Return values should also be passed in registers. There are multiple ways to return and distinguish an error from a correct return value. The errors can be encoded as special values, put in an extra register, or the carry flag can be used to distinguish an error code from a normal return value. You can implement a method of your choice.

The following system calls are to be implemented by you. The concrete semantic can be adapted in a meaningful manner. Validate the user provided syscall parameters on the kernel side and return error codes.

 
int write(int fd, const void *buf, size_t len, int x = -1, int y = -1)
int read(int fd, void *buf, size_t len)
int sleep(size_t ms)
int sem_init(int semid, int value)
int sem_destroy(int semid)
int sem_wait(int semid)
int sem_signal(int semid)

It is a good idea to hide the write syscall behind an OutputStream compatible wrapper.
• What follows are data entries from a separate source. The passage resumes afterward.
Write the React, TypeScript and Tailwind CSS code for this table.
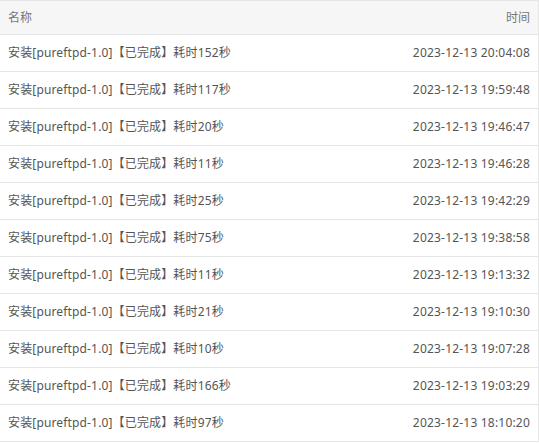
import React from 'react';

type LogRow = { name: string; time: string };

const rows: LogRow[] = [
  { name: '安装[pureftpd-1.0]【已完成】耗时152秒', time: '2023-12-13 20:04:08' },
  { name: '安装[pureftpd-1.0]【已完成】耗时117秒', time: '2023-12-13 19:59:48' },
  { name: '安装[pureftpd-1.0]【已完成】耗时20秒', time: '2023-12-13 19:46:47' },
  { name: '安装[pureftpd-1.0]【已完成】耗时11秒', time: '2023-12-13 19:46:28' },
  { name: '安装[pureftpd-1.0]【已完成】耗时25秒', time: '2023-12-13 19:42:29' },
  { name: '安装[pureftpd-1.0]【已完成】耗时75秒', time: '2023-12-13 19:38:58' },
  { name: '安装[pureftpd-1.0]【已完成】耗时11秒', time: '2023-12-13 19:13:32' },
  { name: '安装[pureftpd-1.0]【已完成】耗时21秒', time: '2023-12-13 19:10:30' },
  { name: '安装[pureftpd-1.0]【已完成】耗时10秒', time: '2023-12-13 19:07:28' },
  { name: '安装[pureftpd-1.0]【已完成】耗时166秒', time: '2023-12-13 19:03:29' },
  { name: '安装[pureftpd-1.0]【已完成】耗时97秒', time: '2023-12-13 18:10:20' },
];

const App: React.FC = () => {
  return (
    <div className="w-[539px] h-[443px] bg-white overflow-hidden font-['Noto_Sans','Noto_Sans_CJK_SC',sans-serif] text-[12px]">
      <div className="border-t border-r border-[#e6e6e6]">
        {/* 表头 */}
        <div className="flex justify-between items-center h-[34px] px-2 bg-[#f6f6f6] border-b border-[#e6e6e6] text-[#777]">
          <span>名称</span>
          <span>时间</span>
        </div>
        {/* 日志列表 */}
        {rows.map((row, i) => (
          <div
            key={i}
            className="flex justify-between items-center h-[37px] px-2 border-b border-[#e6e6e6] text-[#555]"
          >
            <span className="tracking-[0.15px]">{row.name}</span>
            <span className="tracking-[0.2px]">{row.time}</span>
          </div>
        ))}
      </div>
    </div>
  );
};

export default App;
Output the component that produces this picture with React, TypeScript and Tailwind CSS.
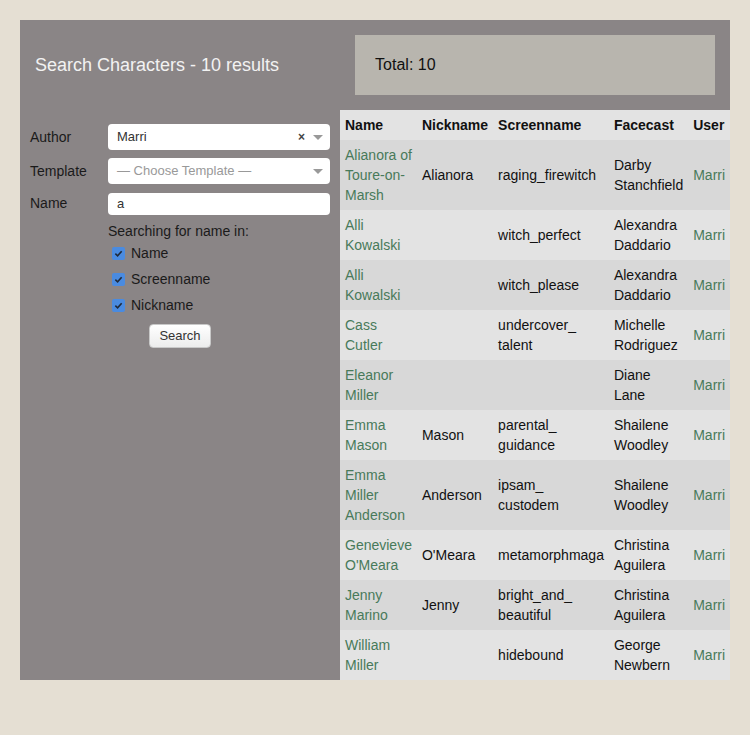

For easier debugging, it is recommended to create CPP macros for assertions and kernel panics, which can show the error location using __LINE__, __FILE__ and __func__ variables.

Tips:

Put all your user syscall-stubs in a single separate file (we separate them in the next assignment from the kernel).
For more information about inline assembly see https://gcc.gnu.org/onlinedocs/gcc/Extended-Asm.html
You probably only need mov, push, pop, pushfd, and int.

Checklist

All segment descriptors must be defined correctly
Faked the user stack in the kickoff function
Use the correct stack for interrupts
Specific interrupt vector for syscalls
Saved registers before syscall (clobbers)
Convert registers back to arguments in the kernel syscall handler
Test: Does cli in an app create a trap?